On February 6th, 2025, the Bank of England announced a reduction in its base interest rate from 4.75% to 4.50%. Although an expected announcement, it is good news for both property investors and house buyers. The sentiment within the market and across industry experts is that interest rates will continue to fall over the year, bringing back affordability to the UK property market.
Lower interest rates traditionally mean reduced borrowing costs, making mortgages more affordable. This has immediate implications for buy-to-let landlords and property investors, who may see lower monthly repayments and an increased ability to borrow. However, with this financial relief comes increased competition in the property market, particularly in high-demand regions.
Property investment in the UK market over the upcoming years and beyond requires an understanding of the broader market context and anticipating future trends.
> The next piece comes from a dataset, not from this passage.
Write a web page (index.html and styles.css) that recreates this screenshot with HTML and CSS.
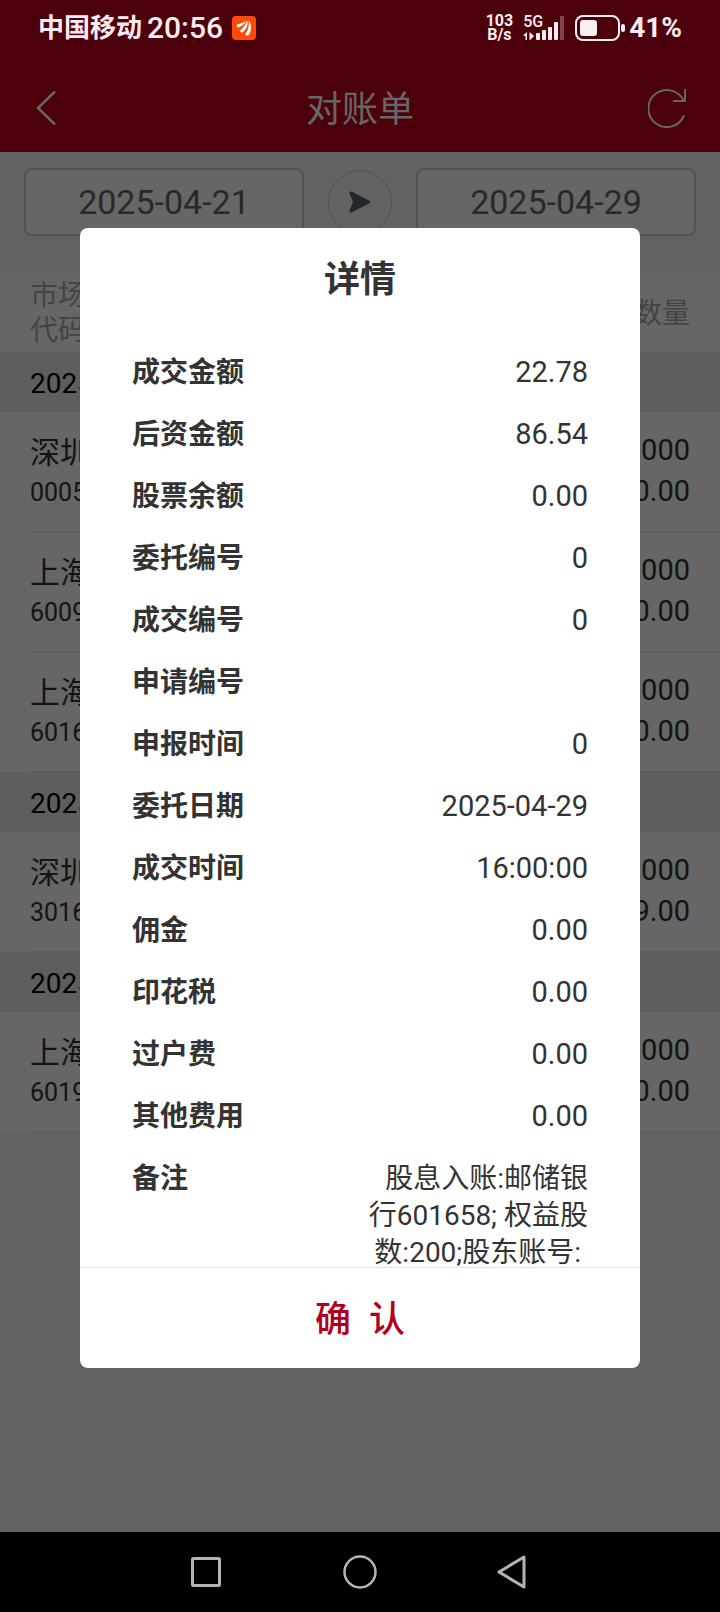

This article highlights the potential short-term impact of the rate drop, how this interplays with the current state of the UK property market, and what the future might hold for base rate cuts and property investors.
A Chance for Borrowing Costs to Decrease
Lower interest rates typically reduce borrowing costs, making mortgages more affordable. For buy-to-let landlords and property investors, this translates into lower monthly repayments, potentially improving rental yields. A 0.25% reduction in interest rates could save the average buy-to-let investor with £150,000 of mortgage borrowing £372 per year.
Reduced rates often lead to increased demand in the housing market, as affordability improves for both homeowners and investors. This surge in demand can drive up property prices, offering capital growth opportunities for those already invested. However, while the rate drop eases financial pressure, it may also encourage more competition among buyers, particularly in high-demand areas like London, Manchester, and Birmingham.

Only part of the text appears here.